* ron minnich rminnich@gmail.com [150717 21:45]:
riscv is taking alignment traps reading cbfs.
The issue is that 64-bit fields are 32-bit aligned, which fails many places.
Thaminda found this comment:
* Since coreboot is usually compiled 32bit, gcc will align 64bit types to 32bit boundaries. If the coreboot table is dumped on a 64bit system, a uint64_t would be aligned to 64bit boundaries, breaking the table format.
This statement is true for coreboot tables. CBFS files are aligned to 64 bytes by default.
You can see if your compiler supports -mno-unaligned-access which will get rid of the problem for you.
We can fix it, with an ugly macro, but ... what's the right move here?
1. The cleanest solution would be to have our read32/write32 functions exist in aligned and unaligned versions and using the latter for accesses to packed data structures. Also the most intrusive, in the code base 2. Enable -mno-unaligned-access. 3. Enable some mechanism in the CPU that will take care of unaligned accesses. That's what we do on ARM 4. Write an exception handler that takes care of the problem for you.
Stefan
-mno-unaligned-access is ARM32 only, unfortunately. You'd have to convince GCC developers to generalize it.

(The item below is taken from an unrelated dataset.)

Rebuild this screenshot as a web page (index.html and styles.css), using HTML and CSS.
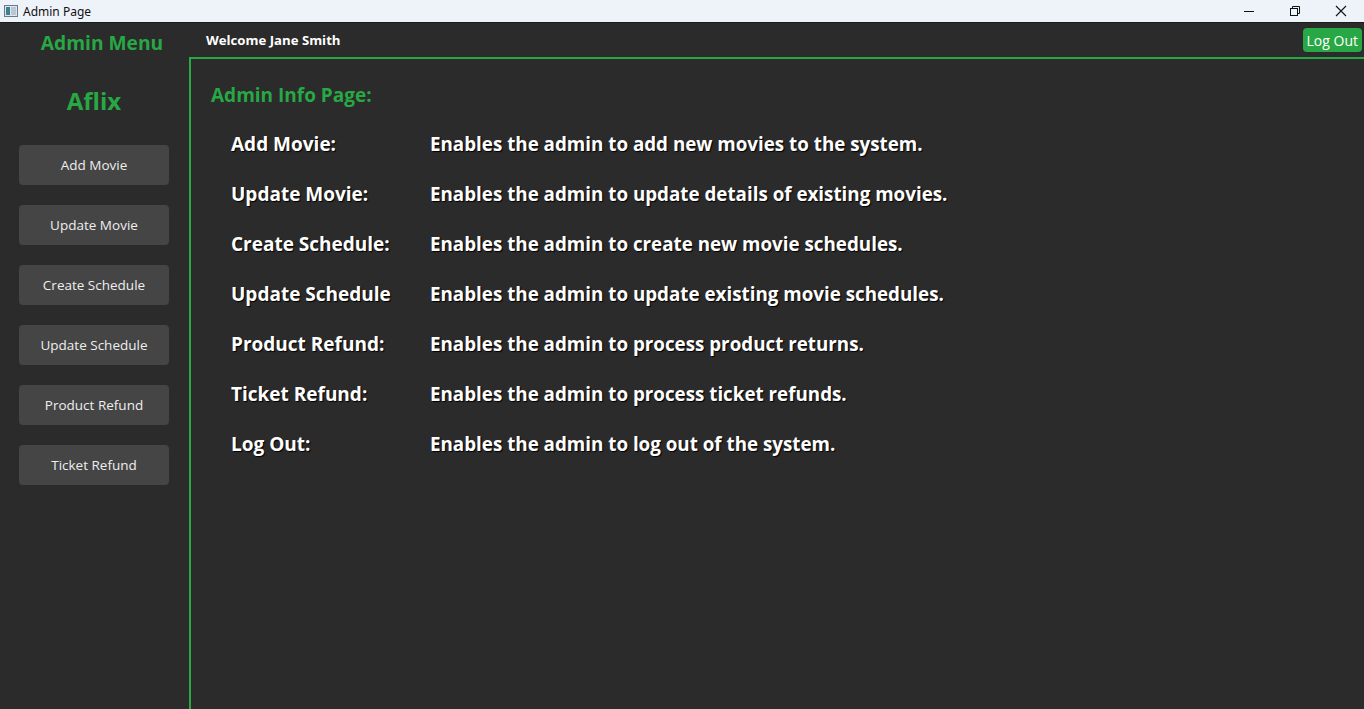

This statement is true for coreboot tables. CBFS files are aligned to 64 bytes by default.
The problem is that the CBFS stage and payload headers themselves contain inherently misaligned 64-bit values. I guess if the compiler was really smart it could stack-allocate a struct { u32 a; u64 b; } __attribute__((packed)) structure at an odd 4-byte boundary, but it doesn't currently seem to do that (and neither does cbfstool for the in-ROM structs).